Data provided
********************

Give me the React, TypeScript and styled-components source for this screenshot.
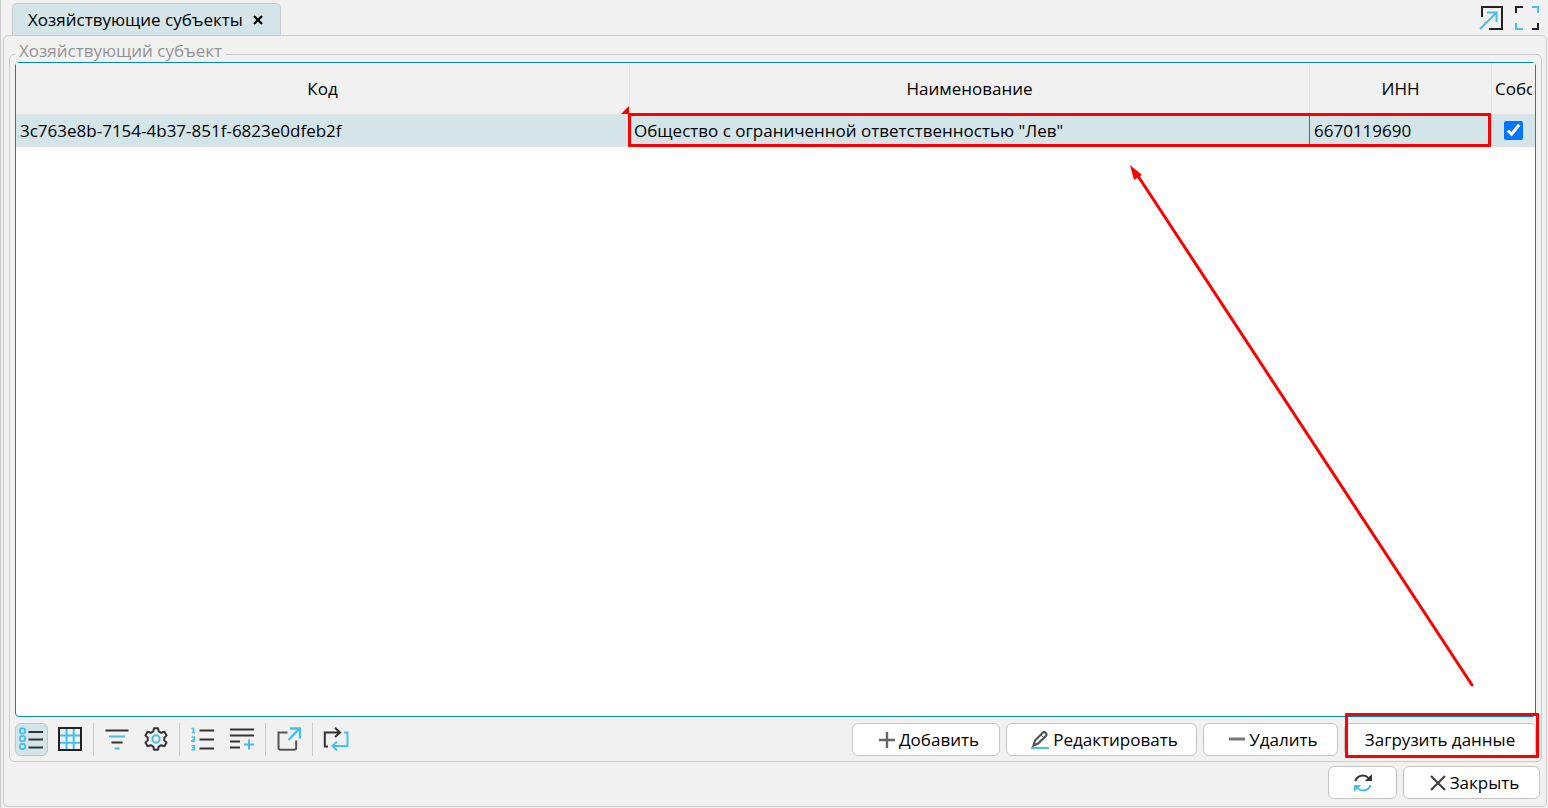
import React from "react";
import styled, { createGlobalStyle } from "styled-components";

const color = {
  page: "#f1f1f1",
  line: "#cbcbcb",
  selected: "#d4e5e9",
  accent: "#0087b4",
  mark: "#ff0000",
  dark: "#333333",
  blue: "#45bfee",
};

const GlobalStyle = createGlobalStyle`
  *, *::before, *::after { box-sizing: border-box; }
  body { margin: 0; background: ${color.page}; }
  body, button, input { font-family: "Open Sans", "Noto Sans", sans-serif; font-size: 17px; color: #000; }
`;

const Page = styled.div`
  display: flex;
  flex-direction: column;
  min-height: 100vh;
  padding: 3px 1px 1px 2px;
  border-left: 1px solid ${color.line};
`;

const TopBar = styled.header`
  display: flex;
  justify-content: space-between;
  height: 32px;
  padding: 0 7px 0 9px;
`;

const Tab = styled.div`
  display: flex;
  align-items: center;
  gap: 4px;
  padding: 0 11px 0 15px;
  background: ${color.selected};
  border: 1px solid ${color.line};
  border-bottom: 0;
  border-radius: 5px 5px 0 0;
  line-height: 24px;
`;

const PlainButton = styled.button`
  display: flex;
  align-items: center;
  justify-content: center;
  padding: 0;
  border: 0;
  background: none;
`;

const TabClose = styled(PlainButton)`
  width: 22px;
  height: 22px;
`;

const WindowActions = styled.div`
  display: flex;
  align-items: center;
  gap: 10px;
  padding-bottom: 2px;
`;

const WindowButton = styled(PlainButton)`
  width: 26px;
  height: 26px;
`;

const Panel = styled.main`
  display: flex;
  flex: 1;
  flex-direction: column;
  padding: 18px 4px 7px 5px;
  border: 1px solid ${color.line};
  border-radius: 5px;
`;

const Group = styled.section`
  display: flex;
  flex: 1;
  flex-direction: column;
  padding: 0 5px 5px;
  border: 1px solid ${color.line};
  border-radius: 5px;
`;

const GroupTitle = styled.h2`
  align-self: flex-start;
  margin: -9px 0 0;
  padding: 0 4px 6px;
  background: ${color.page};
  color: #949494;
  font-size: 17px;
  font-weight: 400;
  line-height: 10px;
`;

const GridFrame = styled.div`
  position: relative;
  flex: 1;
  background: #fff;
  border: 1px solid ${color.accent};
  border-radius: 4px;
`;

const Table = styled.table`
  width: 100%;
  table-layout: fixed;
  border-collapse: separate;
  border-spacing: 0;
`;

const Column = styled.col<{ $width?: number }>`
  width: ${(p) => (p.$width ? `${p.$width}px` : "auto")};
`;

const HeadCell = styled.th<{ $last?: boolean }>`
  position: relative;
  height: 52px;
  padding: 0 ${(p) => (p.$last ? "3px" : "4px")};
  background: ${color.page};
  border-right: ${(p) => (p.$last ? "0" : "1px solid #e2e2e2")};
  border-bottom: 1px solid #e2e2e2;
  font-weight: 400;
  text-align: ${(p) => (p.$last ? "left" : "center")};
  white-space: nowrap;
`;

const ClippedLabel = styled.span`
  display: block;
  overflow: hidden;
`;

const CornerMark = styled.span`
  position: absolute;
  right: 0;
  bottom: 0;
  border-left: 8px solid transparent;
  border-bottom: 8px solid ${color.mark};
`;

const Cell = styled.td<{ $divider?: boolean; $center?: boolean }>`
  position: relative;
  height: 32px;
  padding: 0 4px;
  background: ${color.selected};
  border-right: 1px solid ${(p) => (p.$divider ? color.accent : color.selected)};
  border-bottom: 1px solid #e2e2e2;
  text-align: ${(p) => (p.$center ? "center" : "left")};
  white-space: nowrap;
`;

const RowHighlight = styled.span`
  position: absolute;
  top: -2px;
  bottom: -1px;
  left: -2px;
  width: calc(100% + 184px);
  border: 3px solid ${color.mark};
  border-radius: 1px;
  z-index: 1;
`;

const Check = styled.input`
  display: block;
  width: 19px;
  height: 19px;
  margin: 0 auto;
  accent-color: #0075ff;
`;

const Arrow = styled.svg`
  position: absolute;
  right: 59px;
  bottom: 27px;
  width: 346px;
  height: 525px;
`;

const Toolbar = styled.div`
  display: flex;
  align-items: center;
  justify-content: space-between;
  padding-top: 6px;
`;

const ToolGroup = styled.div`
  display: flex;
  align-items: center;
  gap: 6px;
`;

const ToolButton = styled(PlainButton)<{ $active?: boolean }>`
  width: 33px;
  height: 33px;
  padding: 0 1px 1px 0;
  background: ${(p) => (p.$active ? color.selected : "none")};
  border: 1px solid ${(p) => (p.$active ? "#c4c4c4" : "transparent")};
  border-radius: 6px;
`;

const Separator = styled.span`
  width: 2px;
  height: 33px;
  border-left: 1px solid ${color.line};
`;

const ActionButton = styled.button<{ $width: number; $icon?: boolean }>`
  display: flex;
  align-items: center;
  justify-content: center;
  gap: 4px;
  min-width: ${(p) => p.$width}px;
  height: 33px;
  padding: 0 8px 0 ${(p) => (p.$icon ? "14px" : "8px")};
  background: #fff;
  border: 1px solid #c4c4c4;
  border-radius: 6px;
  white-space: nowrap;
`;

const Marked = styled.div`
  position: relative;
  &::after {
    content: "";
    position: absolute;
    inset: -10px -3px -2px 1px;
    border: 3px solid ${color.mark};
    border-radius: 1px;
    pointer-events: none;
  }
`;

const Footer = styled.footer`
  display: flex;
  justify-content: flex-end;
  gap: 6px;
  padding: 4px 2px 0;
`;

type IconProps = { children: React.ReactNode; w?: number; h?: number };

const Icon = ({ children, w = 24, h = 24 }: IconProps) => (
  <svg width={w} height={h} viewBox={`0 0 ${w} ${h}`} fill="none" stroke={color.dark} strokeWidth="2" aria-hidden="true">
    {children}
  </svg>
);

const PopOutIcon = () => (
  <Icon>
    <path d="M3 11V1H23V23H10" stroke="#222" />
    <path d="M1 23L17 7M8 6.5H17.5V16" stroke={color.blue} />
  </Icon>
);

const FullScreenIcon = () => (
  <Icon>
    <path d="M1 7V1H8M23 17V23H17" stroke="#222" />
    <path d="M17 1H23V7M1 17V23H8" stroke={color.blue} />
  </Icon>
);

const ListIcon = () => (
  <Icon>
    <g stroke={color.blue} strokeWidth="1.8">
      <rect x="1" y="1.5" width="5" height="5" rx="1.5" />
      <rect x="1" y="9.2" width="5" height="5" rx="1.5" />
      <rect x="1" y="17" width="5" height="5" rx="1.5" />
    </g>
    <path d="M9.5 5H24M9.5 12.5H24M9.5 20.5H24" />
  </Icon>
);

const GridIcon = () => (
  <Icon>
    <path d="M8.5 1V23M15.7 1V23M1 8.5H23M1 15.7H23" stroke={color.blue} />
    <rect x="1" y="1" width="22" height="22" stroke="#222" />
  </Icon>
);

const FilterIcon = () => (
  <Icon>
    <path d="M.5 3.5H23.5M6.5 15.5H17.5" />
    <path d="M4 9.5H20M9.5 21.5H14.5" stroke={color.blue} />
  </Icon>
);

const GearIcon = () => (
  <Icon>
    <path
      d="M10 1.2H14L14.7 4.4L17.2 5.8L20.4 4.8L22.6 8.4L20.3 10.6V13.4L22.6 15.6L20.4 19.2L17.2 18.2L14.7 19.6L14 22.8H10L9.3 19.6L6.8 18.2L3.6 19.2L1.4 15.6L3.7 13.4V10.6L1.4 8.4L3.6 4.8L6.8 5.8L9.3 4.4Z"
      strokeLinejoin="round"
    />
    <circle cx="12" cy="12" r="3.7" stroke={color.blue} />
  </Icon>
);

const NumberedIcon = () => (
  <Icon>
    <g stroke={color.blue} strokeWidth="1.6">
      <path d="M.5 1.5H2.5V5.5M.8 5.5H4" />
      <path d="M.5 10H3.2V12.2L.8 14.2H4" />
      <path d="M.5 18.8H3.3V22.7H.5M1.3 20.7H3.3" />
    </g>
    <path d="M8.5 3.5H23M8.5 12.5H23M8.5 21.5H23" />
  </Icon>
);

const AddLineIcon = () => (
  <Icon>
    <path d="M0 2.5H24M0 8.5H24M0 14.5H10M0 20.5H10" />
    <path d="M19 12.5V22.5M14 17.5H24" stroke={color.blue} />
  </Icon>
);

const ExportIcon = () => (
  <Icon>
    <path d="M10.5 5.5H1.5V20.5Q1.5 22.8 3.8 22.8H17Q19.2 22.8 19.2 20.5V13.5" stroke="#555" />
    <path d="M11.5 13L21.5 2.5M13 1.5H23V11.5" stroke={color.blue} strokeWidth="2.4" />
  </Icon>
);

const SwapIcon = () => (
  <Icon w={26}>
    <path d="M5 19.5H1.8V5.5H17M12 .8L17 5.5L12 10" />
    <path d="M21 5.5H24.5V19H10M14 14.5L9.5 19L14 23.5" stroke={color.blue} />
  </Icon>
);

const PlusIcon = () => (
  <Icon w={16} h={16}>
    <path d="M8 0V16M0 8H16" stroke="#666" strokeWidth="2.4" />
  </Icon>
);

const MinusIcon = () => (
  <Icon w={16} h={16}>
    <path d="M0 7H16" stroke="#777" strokeWidth="3" />
  </Icon>
);

const PencilIcon = () => (
  <Icon w={18} h={18}>
    <path d="M2.5 14.5L4 9.5L12 1.5Q13 .5 14.2 1.5L15 2.3Q16 3.5 15 4.7L7 12.5Z" stroke="#555" strokeWidth="2.2" />
    <path d="M10 4L13 7" stroke="#555" strokeWidth="1" />
    <path d="M0 17H18" stroke={color.blue} />
  </Icon>
);

const CrossIcon = () => (
  <Icon w={16} h={16}>
    <path d="M1 1L15 15M15 1L1 15" stroke="#444" strokeWidth="2.2" />
  </Icon>
);

const RefreshIcon = () => (
  <Icon w={18} h={18}>
    <path d="M1.2 7Q3.5 1.5 9 1.5Q12.5 1.5 14.5 4" />
    <path d="M18 0V7H10.8Z" fill={color.dark} stroke="none" />
    <path d="M16.8 11Q14.5 16.5 9 16.5Q5.5 16.5 3.5 14" stroke={color.blue} />
    <path d="M0 18V11H7.2Z" fill={color.blue} stroke="none" />
  </Icon>
);

const CloseTabIcon = () => (
  <Icon w={10} h={10}>
    <path d="M1 1L9 9M9 1L1 9" stroke="#000" strokeWidth="2.2" />
  </Icon>
);

export default function App() {
  return (
    <>
      <GlobalStyle />
      <Page>
        <TopBar>
          <Tab>
            Хозяйствующие субъекты
            <TabClose aria-label="Закрыть вкладку"><CloseTabIcon /></TabClose>
          </Tab>
          <WindowActions>
            <WindowButton aria-label="Открыть в окне"><PopOutIcon /></WindowButton>
            <WindowButton aria-label="Во весь экран"><FullScreenIcon /></WindowButton>
          </WindowActions>
        </TopBar>
        <Panel>
          <Group aria-labelledby="group-title">
            <GroupTitle id="group-title">Хозяйствующий субъект</GroupTitle>
            <GridFrame>
              <Table>
                <colgroup>
                  <Column $width={614} />
                  <Column />
                  <Column $width={182} />
                  <Column $width={43} />
                </colgroup>
                <thead>
                  <tr>
                    <HeadCell>Код<CornerMark /></HeadCell>
                    <HeadCell>Наименование</HeadCell>
                    <HeadCell>ИНН</HeadCell>
                    <HeadCell $last><ClippedLabel>Собс</ClippedLabel></HeadCell>
                  </tr>
                </thead>
                <tbody>
                  <tr>
                    <Cell>3c763e8b-7154-4b37-851f-6823e0dfeb2f</Cell>
                    <Cell $divider>
                      Общество с ограниченной ответственностью "Лев"
                      <RowHighlight />
                    </Cell>
                    <Cell>6670119690</Cell>
                    <Cell $center><Check type="checkbox" defaultChecked aria-label="Собс" /></Cell>
                  </tr>
                </tbody>
              </Table>
              <Arrow viewBox="0 0 346 525" aria-hidden="true">
                <path d="M8 12L342 521" stroke={color.mark} strokeWidth="3" strokeLinecap="round" />
                <path d="M0 1L12 11L4 16Z" fill={color.mark} />
              </Arrow>
            </GridFrame>
            <Toolbar>
              <ToolGroup>
                <ToolButton $active aria-label="Список"><ListIcon /></ToolButton>
                <ToolButton aria-label="Таблица"><GridIcon /></ToolButton>
                <Separator />
                <ToolButton aria-label="Фильтр"><FilterIcon /></ToolButton>
                <ToolButton aria-label="Настройки"><GearIcon /></ToolButton>
                <Separator />
                <ToolButton aria-label="Нумерация"><NumberedIcon /></ToolButton>
                <ToolButton aria-label="Добавить строку"><AddLineIcon /></ToolButton>
                <Separator />
                <ToolButton aria-label="Экспорт"><ExportIcon /></ToolButton>
                <Separator />
                <ToolButton aria-label="Обновить список"><SwapIcon /></ToolButton>
              </ToolGroup>
              <ToolGroup>
                <ActionButton $width={148} $icon><PlusIcon />Добавить</ActionButton>
                <ActionButton $width={191} $icon><PencilIcon />Редактировать</ActionButton>
                <ActionButton $width={135} $icon><MinusIcon />Удалить</ActionButton>
                <Marked><ActionButton $width={192}>Загрузить данные</ActionButton></Marked>
              </ToolGroup>
            </Toolbar>
          </Group>
          <Footer>
            <ActionButton $width={69} aria-label="Обновить"><RefreshIcon /></ActionButton>
            <ActionButton $width={137} $icon><CrossIcon />Закрыть</ActionButton>
          </Footer>
        </Panel>
      </Page>
    </>
  );
}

********************

Return all lines containing the word "React".

In response
Give me the React, TypeScript and styled-components source for this screenshot.
import React from "react";
type IconProps = { children: React.ReactNode; w?: number; h?: number };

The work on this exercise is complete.